The best way to reduce poverty in developing countries is by giving up to six years of free education

Writing Task 2 – The best way to reduce poverty in developing countries is by giving up to six years of free education, so that they can at least read, write and use numbers. To what extent do you agree or disagree?

In many discussions about alleviating poverty in developing countries, the idea of providing up to six years of free education as a means to reduce poverty has gained significant attention. While there are certainly merits to this proposal, the extent to which I agree or disagree with it requires a balanced examination of its potential benefits and limitations.

Firstly, providing free education for up to six years can play a pivotal role in breaking the cycle of poverty. Education equips individuals with essential skills such as reading, writing, and numeracy, which are fundamental for economic participation and social mobility. By ensuring that people have access to these skills, they are better positioned to secure decent jobs, earn higher incomes, and improve their overall quality of life. Moreover, education has the potential to empower individuals with critical thinking skills and knowledge, enabling them to make informed decisions about their lives, health, and financial matters. This can lead to improved health outcomes, family planning, and the ability to manage resources effectively. As a result, education can indirectly contribute to poverty reduction by fostering a more educated and empowered population.

However, while free education has substantial benefits, it is not a panacea for all the complex factors that contribute to poverty. Economic inequalities, lack of infrastructure, gender disparities, and cultural barriers can still persist even if education is provided. Additionally, the effectiveness of education as a poverty reduction strategy depends on the quality of education offered. Simply attending school for a certain number of years may not be enough if the education provided is of poor quality or does not align with the needs of the job market. Furthermore, the implementation of such a program requires substantial financial resources, trained teachers, and well-equipped schools. In many developing countries, these resources may be limited, making it challenging to provide a high-quality education experience for all students. There is also the risk of students dropping out before completing their education due to various reasons, including economic pressures and societal norms.

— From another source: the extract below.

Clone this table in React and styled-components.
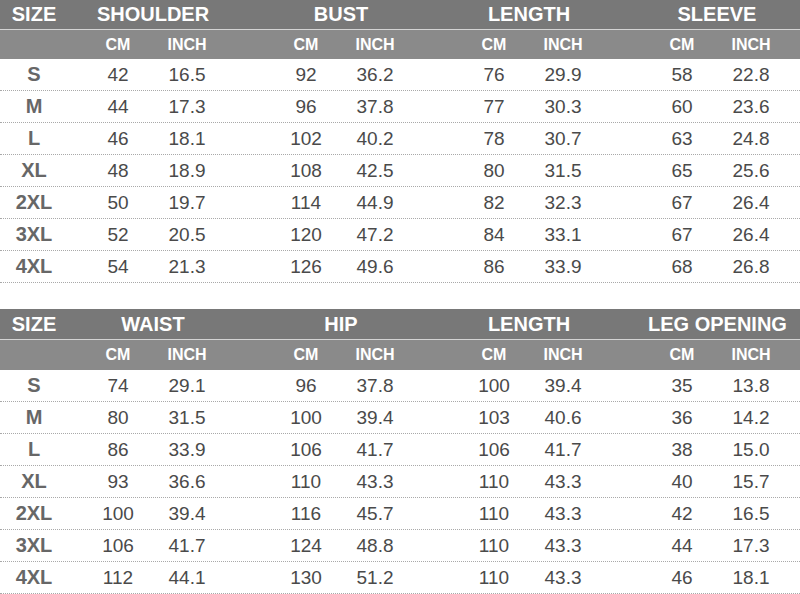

In conclusion, I agree to a considerable extent that providing up to six years of free education in developing countries can be a potent tool for poverty reduction. Education equips individuals with essential skills and knowledge, enhancing their potential for economic and social advancement. However, it is important to recognize that education alone may not completely eradicate poverty, as other systemic factors also need to be addressed. The success of such an initiative depends on the quality of education provided, the availability of resources, and a holistic approach to addressing poverty's multifaceted causes.